# [EXERCISE DESCRIPTION]
Make an exact copy of all the material below, apart from the pictures.

# [DATA SHOWN]
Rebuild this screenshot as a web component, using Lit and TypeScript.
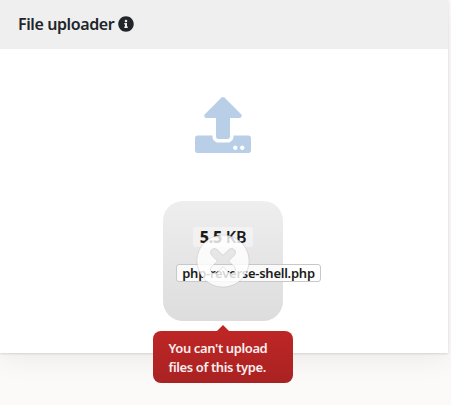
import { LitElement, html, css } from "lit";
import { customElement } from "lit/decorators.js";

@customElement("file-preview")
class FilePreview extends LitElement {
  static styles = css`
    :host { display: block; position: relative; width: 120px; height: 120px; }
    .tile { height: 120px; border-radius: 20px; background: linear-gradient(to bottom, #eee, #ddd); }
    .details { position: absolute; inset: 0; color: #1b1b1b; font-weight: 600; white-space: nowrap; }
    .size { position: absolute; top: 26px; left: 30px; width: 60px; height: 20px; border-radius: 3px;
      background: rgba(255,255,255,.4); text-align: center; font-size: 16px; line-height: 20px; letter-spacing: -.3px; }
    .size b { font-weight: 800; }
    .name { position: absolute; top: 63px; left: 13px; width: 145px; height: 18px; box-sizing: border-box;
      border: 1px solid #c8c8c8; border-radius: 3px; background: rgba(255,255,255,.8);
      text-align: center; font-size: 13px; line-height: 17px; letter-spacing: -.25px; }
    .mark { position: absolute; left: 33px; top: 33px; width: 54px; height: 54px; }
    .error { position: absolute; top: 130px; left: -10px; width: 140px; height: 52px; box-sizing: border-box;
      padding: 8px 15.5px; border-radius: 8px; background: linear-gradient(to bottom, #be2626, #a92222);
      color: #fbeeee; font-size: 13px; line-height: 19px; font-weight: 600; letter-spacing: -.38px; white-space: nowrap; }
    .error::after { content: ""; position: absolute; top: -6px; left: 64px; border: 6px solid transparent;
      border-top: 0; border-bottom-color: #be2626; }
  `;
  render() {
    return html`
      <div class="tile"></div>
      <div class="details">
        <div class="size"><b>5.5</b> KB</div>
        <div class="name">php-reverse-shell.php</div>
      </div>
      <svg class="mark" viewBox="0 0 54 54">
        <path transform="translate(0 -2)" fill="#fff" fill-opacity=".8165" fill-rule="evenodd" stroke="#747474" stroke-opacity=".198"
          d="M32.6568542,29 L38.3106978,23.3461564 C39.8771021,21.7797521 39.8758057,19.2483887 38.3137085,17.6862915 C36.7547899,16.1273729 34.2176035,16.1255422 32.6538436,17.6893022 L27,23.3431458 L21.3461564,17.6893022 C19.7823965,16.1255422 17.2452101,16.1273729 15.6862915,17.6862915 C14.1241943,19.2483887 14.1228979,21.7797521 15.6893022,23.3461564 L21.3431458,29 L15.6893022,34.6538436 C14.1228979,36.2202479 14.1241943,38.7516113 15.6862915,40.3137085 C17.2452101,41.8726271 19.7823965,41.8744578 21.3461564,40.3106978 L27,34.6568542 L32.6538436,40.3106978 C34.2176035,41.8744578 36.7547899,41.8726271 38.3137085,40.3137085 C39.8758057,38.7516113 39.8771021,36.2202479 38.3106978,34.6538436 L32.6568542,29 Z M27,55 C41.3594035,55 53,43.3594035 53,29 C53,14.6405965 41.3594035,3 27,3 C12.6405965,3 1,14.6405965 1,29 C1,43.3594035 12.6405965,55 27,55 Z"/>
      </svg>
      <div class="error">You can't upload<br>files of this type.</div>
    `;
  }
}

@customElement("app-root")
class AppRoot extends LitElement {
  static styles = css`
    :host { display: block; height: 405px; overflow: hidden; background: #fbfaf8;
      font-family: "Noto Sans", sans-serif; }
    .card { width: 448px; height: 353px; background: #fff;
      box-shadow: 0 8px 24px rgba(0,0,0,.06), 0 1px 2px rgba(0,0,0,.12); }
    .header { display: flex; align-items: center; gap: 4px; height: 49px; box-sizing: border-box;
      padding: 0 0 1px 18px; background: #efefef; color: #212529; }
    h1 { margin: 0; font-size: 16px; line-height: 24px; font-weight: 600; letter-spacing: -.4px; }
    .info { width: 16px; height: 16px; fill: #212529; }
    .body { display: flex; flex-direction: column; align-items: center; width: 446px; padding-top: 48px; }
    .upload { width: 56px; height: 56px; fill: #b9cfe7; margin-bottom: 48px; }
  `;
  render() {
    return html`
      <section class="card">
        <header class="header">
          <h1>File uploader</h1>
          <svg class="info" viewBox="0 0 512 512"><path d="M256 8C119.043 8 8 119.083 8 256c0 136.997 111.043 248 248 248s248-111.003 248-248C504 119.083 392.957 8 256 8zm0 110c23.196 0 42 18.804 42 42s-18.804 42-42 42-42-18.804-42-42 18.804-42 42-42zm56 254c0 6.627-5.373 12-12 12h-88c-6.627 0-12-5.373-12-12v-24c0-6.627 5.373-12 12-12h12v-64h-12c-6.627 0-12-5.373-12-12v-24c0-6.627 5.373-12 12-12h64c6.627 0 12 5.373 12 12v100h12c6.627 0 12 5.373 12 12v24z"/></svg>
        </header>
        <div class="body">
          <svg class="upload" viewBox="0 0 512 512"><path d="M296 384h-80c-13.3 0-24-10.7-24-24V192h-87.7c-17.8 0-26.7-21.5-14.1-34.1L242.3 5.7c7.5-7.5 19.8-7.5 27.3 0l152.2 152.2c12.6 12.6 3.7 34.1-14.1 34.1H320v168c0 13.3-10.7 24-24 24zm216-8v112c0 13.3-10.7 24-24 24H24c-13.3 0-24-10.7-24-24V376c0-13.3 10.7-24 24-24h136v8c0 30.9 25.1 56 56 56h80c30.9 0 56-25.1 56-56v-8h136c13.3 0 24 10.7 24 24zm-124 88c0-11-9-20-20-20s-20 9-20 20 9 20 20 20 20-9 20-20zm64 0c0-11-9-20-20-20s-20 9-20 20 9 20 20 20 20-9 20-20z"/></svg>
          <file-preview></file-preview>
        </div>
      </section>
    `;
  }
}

# [FINAL RESULT]
Rebuild this screenshot as a web component, using Lit and TypeScript.
import { LitElement, html, css } from "lit";
import { customElement } from "lit/decorators.js";

@customElement("file-preview")
class FilePreview extends LitElement {
  static styles = css`
    :host { display: block; position: relative; width: 120px; height: 120px; }
    .tile { height: 120px; border-radius: 20px; background: linear-gradient(to bottom, #eee, #ddd); }
    .details { position: absolute; inset: 0; color: #1b1b1b; font-weight: 600; white-space: nowrap; }
    .size { position: absolute; top: 26px; left: 30px; width: 60px; height: 20px; border-radius: 3px;
      background: rgba(255,255,255,.4); text-align: center; font-size: 16px; line-height: 20px; letter-spacing: -.3px; }
    .size b { font-weight: 800; }
    .name { position: absolute; top: 63px; left: 13px; width: 145px; height: 18px; box-sizing: border-box;
      border: 1px solid #c8c8c8; border-radius: 3px; background: rgba(255,255,255,.8);
      text-align: center; font-size: 13px; line-height: 17px; letter-spacing: -.25px; }
    .mark { position: absolute; left: 33px; top: 33px; width: 54px; height: 54px; }
    .error { position: absolute; top: 130px; left: -10px; width: 140px; height: 52px; box-sizing: border-box;
      padding: 8px 15.5px; border-radius: 8px; background: linear-gradient(to bottom, #be2626, #a92222);
      color: #fbeeee; font-size: 13px; line-height: 19px; font-weight: 600; letter-spacing: -.38px; white-space: nowrap; }
    .error::after { content: ""; position: absolute; top: -6px; left: 64px; border: 6px solid transparent;
      border-top: 0; border-bottom-color: #be2626; }
  `;
  render() {
    return html`
      <div class="tile"></div>
      <div class="details">
        <div class="size"><b>5.5</b> KB</div>
        <div class="name">php-reverse-shell.php</div>
      </div>
      <svg class="mark" viewBox="0 0 54 54">
        <path transform="translate(0 -2)" fill="#fff" fill-opacity=".8165" fill-rule="evenodd" stroke="#747474" stroke-opacity=".198"
          d="M32.6568542,29 L38.3106978,23.3461564 C39.8771021,21.7797521 39.8758057,19.2483887 38.3137085,17.6862915 C36.7547899,16.1273729 34.2176035,16.1255422 32.6538436,17.6893022 L27,23.3431458 L21.3461564,17.6893022 C19.7823965,16.1255422 17.2452101,16.1273729 15.6862915,17.6862915 C14.1241943,19.2483887 14.1228979,21.7797521 15.6893022,23.3461564 L21.3431458,29 L15.6893022,34.6538436 C14.1228979,36.2202479 14.1241943,38.7516113 15.6862915,40.3137085 C17.2452101,41.8726271 19.7823965,41.8744578 21.3461564,40.3106978 L27,34.6568542 L32.6538436,40.3106978 C34.2176035,41.8744578 36.7547899,41.8726271 38.3137085,40.3137085 C39.8758057,38.7516113 39.8771021,36.2202479 38.3106978,34.6538436 L32.6568542,29 Z M27,55 C41.3594035,55 53,43.3594035 53,29 C53,14.6405965 41.3594035,3 27,3 C12.6405965,3 1,14.6405965 1,29 C1,43.3594035 12.6405965,55 27,55 Z"/>
      </svg>
      <div class="error">You can't upload<br>files of this type.</div>
    `;
  }
}

@customElement("app-root")
class AppRoot extends LitElement {
  static styles = css`
    :host { display: block; height: 405px; overflow: hidden; background: #fbfaf8;
      font-family: "Noto Sans", sans-serif; }
    .card { width: 448px; height: 353px; background: #fff;
      box-shadow: 0 8px 24px rgba(0,0,0,.06), 0 1px 2px rgba(0,0,0,.12); }
    .header { display: flex; align-items: center; gap: 4px; height: 49px; box-sizing: border-box;
      padding: 0 0 1px 18px; background: #efefef; color: #212529; }
    h1 { margin: 0; font-size: 16px; line-height: 24px; font-weight: 600; letter-spacing: -.4px; }
    .info { width: 16px; height: 16px; fill: #212529; }
    .body { display: flex; flex-direction: column; align-items: center; width: 446px; padding-top: 48px; }
    .upload { width: 56px; height: 56px; fill: #b9cfe7; margin-bottom: 48px; }
  `;
  render() {
    return html`
      <section class="card">
        <header class="header">
          <h1>File uploader</h1>
          <svg class="info" viewBox="0 0 512 512"><path d="M256 8C119.043 8 8 119.083 8 256c0 136.997 111.043 248 248 248s248-111.003 248-248C504 119.083 392.957 8 256 8zm0 110c23.196 0 42 18.804 42 42s-18.804 42-42 42-42-18.804-42-42 18.804-42 42-42zm56 254c0 6.627-5.373 12-12 12h-88c-6.627 0-12-5.373-12-12v-24c0-6.627 5.373-12 12-12h12v-64h-12c-6.627 0-12-5.373-12-12v-24c0-6.627 5.373-12 12-12h64c6.627 0 12 5.373 12 12v100h12c6.627 0 12 5.373 12 12v24z"/></svg>
        </header>
        <div class="body">
          <svg class="upload" viewBox="0 0 512 512"><path d="M296 384h-80c-13.3 0-24-10.7-24-24V192h-87.7c-17.8 0-26.7-21.5-14.1-34.1L242.3 5.7c7.5-7.5 19.8-7.5 27.3 0l152.2 152.2c12.6 12.6 3.7 34.1-14.1 34.1H320v168c0 13.3-10.7 24-24 24zm216-8v112c0 13.3-10.7 24-24 24H24c-13.3 0-24-10.7-24-24V376c0-13.3 10.7-24 24-24h136v8c0 30.9 25.1 56 56 56h80c30.9 0 56-25.1 56-56v-8h136c13.3 0 24 10.7 24 24zm-124 88c0-11-9-20-20-20s-20 9-20 20 9 20 20 20 20-9 20-20zm64 0c0-11-9-20-20-20s-20 9-20 20 9 20 20 20 20-9 20-20z"/></svg>
          <file-preview></file-preview>
        </div>
      </section>
    `;
  }
}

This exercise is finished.